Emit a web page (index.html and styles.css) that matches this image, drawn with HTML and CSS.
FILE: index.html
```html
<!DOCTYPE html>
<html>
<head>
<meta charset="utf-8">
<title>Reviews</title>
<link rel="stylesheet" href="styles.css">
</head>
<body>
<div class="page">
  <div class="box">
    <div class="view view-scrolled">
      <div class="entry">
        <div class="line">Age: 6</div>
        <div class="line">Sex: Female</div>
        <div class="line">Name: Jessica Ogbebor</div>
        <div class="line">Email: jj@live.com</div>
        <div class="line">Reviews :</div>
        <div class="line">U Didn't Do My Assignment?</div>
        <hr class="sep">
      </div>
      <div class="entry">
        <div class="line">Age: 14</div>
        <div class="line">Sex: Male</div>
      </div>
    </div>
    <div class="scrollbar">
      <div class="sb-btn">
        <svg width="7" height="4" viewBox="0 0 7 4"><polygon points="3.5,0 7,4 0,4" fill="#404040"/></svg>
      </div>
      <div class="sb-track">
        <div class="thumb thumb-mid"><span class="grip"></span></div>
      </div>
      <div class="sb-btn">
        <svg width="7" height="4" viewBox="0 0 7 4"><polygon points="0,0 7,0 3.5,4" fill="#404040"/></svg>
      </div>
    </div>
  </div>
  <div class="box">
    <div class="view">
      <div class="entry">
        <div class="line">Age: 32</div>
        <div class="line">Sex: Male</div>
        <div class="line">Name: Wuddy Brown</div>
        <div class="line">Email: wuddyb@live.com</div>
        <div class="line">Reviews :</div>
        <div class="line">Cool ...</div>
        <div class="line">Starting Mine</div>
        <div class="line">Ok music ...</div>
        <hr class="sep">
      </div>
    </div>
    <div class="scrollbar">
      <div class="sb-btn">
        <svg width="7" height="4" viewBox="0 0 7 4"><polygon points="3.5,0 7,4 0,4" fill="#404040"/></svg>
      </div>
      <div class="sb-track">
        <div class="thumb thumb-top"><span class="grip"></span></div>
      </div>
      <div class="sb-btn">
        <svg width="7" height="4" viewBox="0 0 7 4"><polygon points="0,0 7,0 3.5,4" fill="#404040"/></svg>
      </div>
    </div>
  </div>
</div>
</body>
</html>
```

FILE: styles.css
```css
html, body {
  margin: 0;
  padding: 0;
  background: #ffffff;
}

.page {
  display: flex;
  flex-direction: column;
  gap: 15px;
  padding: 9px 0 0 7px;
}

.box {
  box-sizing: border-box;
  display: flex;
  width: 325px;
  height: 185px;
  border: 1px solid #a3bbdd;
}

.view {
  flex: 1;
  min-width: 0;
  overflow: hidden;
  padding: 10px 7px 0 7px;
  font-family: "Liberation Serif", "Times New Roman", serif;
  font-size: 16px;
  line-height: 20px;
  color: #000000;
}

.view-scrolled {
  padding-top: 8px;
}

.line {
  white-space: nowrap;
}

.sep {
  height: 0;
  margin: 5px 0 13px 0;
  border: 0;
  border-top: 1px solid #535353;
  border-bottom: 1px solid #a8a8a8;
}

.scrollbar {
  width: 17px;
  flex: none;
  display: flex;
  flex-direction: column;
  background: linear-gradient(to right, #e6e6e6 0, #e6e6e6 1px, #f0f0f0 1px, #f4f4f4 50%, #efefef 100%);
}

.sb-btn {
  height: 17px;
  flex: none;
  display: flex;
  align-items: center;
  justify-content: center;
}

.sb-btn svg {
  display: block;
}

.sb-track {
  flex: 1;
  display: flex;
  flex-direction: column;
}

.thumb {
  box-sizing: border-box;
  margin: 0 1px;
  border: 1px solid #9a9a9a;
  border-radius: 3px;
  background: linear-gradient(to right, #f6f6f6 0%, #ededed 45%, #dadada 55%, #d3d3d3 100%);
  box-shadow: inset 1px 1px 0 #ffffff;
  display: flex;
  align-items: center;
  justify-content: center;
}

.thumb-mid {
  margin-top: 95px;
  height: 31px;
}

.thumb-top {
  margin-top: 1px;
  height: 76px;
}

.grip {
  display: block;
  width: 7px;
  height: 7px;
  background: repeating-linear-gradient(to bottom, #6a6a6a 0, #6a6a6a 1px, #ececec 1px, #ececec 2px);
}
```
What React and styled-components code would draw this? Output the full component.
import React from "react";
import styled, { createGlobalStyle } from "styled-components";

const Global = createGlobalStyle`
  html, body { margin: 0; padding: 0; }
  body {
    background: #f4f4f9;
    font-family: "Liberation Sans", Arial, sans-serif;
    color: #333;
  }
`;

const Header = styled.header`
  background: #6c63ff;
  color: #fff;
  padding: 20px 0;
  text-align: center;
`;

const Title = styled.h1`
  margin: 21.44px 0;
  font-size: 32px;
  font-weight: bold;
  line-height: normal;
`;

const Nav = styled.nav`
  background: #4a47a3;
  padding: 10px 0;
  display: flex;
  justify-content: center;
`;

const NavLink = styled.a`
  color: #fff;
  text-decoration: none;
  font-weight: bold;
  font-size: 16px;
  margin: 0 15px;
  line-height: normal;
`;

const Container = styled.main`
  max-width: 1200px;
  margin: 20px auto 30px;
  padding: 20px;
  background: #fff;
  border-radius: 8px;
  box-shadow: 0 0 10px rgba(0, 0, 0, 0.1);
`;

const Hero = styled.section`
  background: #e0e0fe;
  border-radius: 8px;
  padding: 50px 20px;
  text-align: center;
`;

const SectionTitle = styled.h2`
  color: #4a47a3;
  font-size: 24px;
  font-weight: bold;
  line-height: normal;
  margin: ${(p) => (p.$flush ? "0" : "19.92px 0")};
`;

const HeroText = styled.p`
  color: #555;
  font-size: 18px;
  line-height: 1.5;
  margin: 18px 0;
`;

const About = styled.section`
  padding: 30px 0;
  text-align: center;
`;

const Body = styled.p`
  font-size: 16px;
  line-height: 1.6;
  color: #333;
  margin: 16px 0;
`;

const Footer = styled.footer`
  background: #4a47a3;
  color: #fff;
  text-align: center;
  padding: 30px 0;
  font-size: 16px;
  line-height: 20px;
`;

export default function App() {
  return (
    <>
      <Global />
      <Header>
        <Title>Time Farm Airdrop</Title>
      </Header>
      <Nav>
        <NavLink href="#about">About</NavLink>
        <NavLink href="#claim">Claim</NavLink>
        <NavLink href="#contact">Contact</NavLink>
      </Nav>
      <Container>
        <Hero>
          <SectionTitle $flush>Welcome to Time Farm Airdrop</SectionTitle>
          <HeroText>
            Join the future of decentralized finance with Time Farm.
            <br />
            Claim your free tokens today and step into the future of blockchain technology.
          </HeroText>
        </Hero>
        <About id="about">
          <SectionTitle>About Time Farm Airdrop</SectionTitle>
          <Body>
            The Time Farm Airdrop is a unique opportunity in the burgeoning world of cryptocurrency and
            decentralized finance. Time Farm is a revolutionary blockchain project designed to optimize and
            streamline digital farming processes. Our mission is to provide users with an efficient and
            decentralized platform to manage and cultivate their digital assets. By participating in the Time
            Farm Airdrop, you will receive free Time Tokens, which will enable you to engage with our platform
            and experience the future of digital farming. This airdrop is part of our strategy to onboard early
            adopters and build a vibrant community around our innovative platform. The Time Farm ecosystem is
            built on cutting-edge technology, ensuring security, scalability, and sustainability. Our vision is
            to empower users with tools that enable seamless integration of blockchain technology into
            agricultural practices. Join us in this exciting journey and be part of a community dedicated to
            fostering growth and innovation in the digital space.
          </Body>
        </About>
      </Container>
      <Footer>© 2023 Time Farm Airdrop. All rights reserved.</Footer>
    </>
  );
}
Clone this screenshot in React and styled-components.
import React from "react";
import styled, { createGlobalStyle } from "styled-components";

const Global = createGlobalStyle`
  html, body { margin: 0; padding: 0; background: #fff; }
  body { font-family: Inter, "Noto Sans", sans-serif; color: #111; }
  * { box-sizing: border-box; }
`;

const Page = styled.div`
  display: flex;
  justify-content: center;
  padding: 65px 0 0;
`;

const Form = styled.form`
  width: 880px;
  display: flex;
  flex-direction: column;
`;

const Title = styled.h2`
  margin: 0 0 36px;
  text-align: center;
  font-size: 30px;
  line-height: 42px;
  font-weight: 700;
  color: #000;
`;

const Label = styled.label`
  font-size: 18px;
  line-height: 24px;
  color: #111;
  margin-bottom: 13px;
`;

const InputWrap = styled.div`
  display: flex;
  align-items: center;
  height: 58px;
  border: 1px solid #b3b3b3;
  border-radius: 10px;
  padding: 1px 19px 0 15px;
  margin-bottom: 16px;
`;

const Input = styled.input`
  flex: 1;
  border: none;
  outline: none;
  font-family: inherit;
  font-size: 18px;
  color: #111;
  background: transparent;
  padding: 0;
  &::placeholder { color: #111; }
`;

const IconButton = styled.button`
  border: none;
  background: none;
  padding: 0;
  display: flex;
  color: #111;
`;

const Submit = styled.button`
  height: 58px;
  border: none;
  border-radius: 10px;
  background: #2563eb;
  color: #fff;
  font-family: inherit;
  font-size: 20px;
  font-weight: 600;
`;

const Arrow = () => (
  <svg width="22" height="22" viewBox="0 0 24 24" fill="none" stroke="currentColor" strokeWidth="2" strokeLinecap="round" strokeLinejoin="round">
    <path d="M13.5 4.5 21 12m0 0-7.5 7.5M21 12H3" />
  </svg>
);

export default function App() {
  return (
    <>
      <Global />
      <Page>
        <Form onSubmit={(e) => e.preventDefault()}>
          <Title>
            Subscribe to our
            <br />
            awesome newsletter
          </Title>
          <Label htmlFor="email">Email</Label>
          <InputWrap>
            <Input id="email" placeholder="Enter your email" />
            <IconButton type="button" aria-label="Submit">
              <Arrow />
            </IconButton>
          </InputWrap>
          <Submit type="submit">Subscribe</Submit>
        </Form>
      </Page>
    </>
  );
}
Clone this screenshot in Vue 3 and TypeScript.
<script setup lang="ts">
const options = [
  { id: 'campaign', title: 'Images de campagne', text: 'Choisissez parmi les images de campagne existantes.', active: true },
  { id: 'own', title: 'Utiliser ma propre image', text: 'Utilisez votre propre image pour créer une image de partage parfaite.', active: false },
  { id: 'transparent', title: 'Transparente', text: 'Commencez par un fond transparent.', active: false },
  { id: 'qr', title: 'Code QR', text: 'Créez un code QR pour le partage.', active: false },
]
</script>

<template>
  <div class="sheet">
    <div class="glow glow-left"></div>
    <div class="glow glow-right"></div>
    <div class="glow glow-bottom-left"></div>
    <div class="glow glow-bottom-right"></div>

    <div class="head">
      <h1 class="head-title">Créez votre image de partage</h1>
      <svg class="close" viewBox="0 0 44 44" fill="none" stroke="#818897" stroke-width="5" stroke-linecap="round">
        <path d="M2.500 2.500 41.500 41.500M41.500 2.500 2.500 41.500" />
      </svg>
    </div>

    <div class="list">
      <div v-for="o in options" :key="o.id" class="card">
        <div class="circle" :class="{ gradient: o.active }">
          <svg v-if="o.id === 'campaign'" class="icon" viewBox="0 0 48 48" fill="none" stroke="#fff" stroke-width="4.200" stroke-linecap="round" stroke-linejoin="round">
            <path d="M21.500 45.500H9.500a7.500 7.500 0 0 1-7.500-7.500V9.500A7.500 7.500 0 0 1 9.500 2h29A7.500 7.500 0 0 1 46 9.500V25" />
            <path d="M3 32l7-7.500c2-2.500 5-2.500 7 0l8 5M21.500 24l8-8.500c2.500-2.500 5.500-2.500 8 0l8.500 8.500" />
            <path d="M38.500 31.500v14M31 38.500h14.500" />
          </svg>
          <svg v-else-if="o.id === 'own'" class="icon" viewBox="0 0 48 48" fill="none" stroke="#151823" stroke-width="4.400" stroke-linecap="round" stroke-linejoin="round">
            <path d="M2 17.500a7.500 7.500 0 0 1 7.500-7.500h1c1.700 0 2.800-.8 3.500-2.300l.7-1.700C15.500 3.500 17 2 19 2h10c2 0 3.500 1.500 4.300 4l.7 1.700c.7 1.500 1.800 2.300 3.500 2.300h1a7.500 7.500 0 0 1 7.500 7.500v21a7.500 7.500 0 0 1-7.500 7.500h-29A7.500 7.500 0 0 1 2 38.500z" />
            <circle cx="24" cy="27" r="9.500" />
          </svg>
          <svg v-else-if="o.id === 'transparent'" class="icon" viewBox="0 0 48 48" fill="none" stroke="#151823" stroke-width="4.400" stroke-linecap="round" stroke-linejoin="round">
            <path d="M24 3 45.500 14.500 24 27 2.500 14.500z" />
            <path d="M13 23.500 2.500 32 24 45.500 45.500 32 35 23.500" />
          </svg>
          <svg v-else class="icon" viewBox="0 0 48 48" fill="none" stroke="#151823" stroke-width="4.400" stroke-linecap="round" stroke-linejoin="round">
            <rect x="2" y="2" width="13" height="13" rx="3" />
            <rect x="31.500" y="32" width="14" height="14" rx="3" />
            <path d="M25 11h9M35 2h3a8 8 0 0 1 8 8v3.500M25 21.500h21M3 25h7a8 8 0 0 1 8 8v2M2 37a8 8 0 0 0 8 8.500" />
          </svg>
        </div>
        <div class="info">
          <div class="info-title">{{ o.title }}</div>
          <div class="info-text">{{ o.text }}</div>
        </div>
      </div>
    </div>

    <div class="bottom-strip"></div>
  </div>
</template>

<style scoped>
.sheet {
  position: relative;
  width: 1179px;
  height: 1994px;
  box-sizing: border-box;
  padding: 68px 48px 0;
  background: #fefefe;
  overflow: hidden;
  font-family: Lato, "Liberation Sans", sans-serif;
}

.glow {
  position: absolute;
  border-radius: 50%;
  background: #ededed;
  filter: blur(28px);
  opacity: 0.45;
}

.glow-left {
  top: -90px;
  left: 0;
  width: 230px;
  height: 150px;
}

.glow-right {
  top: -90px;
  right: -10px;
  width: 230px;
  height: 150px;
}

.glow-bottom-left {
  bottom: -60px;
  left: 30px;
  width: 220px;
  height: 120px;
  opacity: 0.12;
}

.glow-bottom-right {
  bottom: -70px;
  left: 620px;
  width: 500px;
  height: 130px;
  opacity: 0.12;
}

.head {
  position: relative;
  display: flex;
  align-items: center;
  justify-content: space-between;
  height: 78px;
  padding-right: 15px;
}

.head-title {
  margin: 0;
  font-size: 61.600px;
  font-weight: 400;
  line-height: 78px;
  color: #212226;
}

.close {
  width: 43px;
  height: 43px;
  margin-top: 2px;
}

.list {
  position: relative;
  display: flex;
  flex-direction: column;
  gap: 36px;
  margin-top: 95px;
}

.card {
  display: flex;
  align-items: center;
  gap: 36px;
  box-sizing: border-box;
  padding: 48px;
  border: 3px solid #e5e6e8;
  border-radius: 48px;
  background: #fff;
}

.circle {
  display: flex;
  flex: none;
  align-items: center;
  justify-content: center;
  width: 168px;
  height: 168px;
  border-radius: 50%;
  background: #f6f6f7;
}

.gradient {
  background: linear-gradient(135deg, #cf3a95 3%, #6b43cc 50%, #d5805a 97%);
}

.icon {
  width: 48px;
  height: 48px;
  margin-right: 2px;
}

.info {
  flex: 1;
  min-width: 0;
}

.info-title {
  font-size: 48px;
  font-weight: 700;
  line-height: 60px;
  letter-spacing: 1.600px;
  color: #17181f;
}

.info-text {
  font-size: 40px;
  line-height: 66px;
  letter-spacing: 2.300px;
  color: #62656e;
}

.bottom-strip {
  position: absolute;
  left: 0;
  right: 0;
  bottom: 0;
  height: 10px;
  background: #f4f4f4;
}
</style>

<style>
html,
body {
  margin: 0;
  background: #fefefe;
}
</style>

* * *

The problem - Read the entries and pick out all lines that include the word "React".

Solution to this task -
What React and styled-components code would draw this? Output the full component.
import React from "react";
Clone this screenshot in React and styled-components.
import React from "react";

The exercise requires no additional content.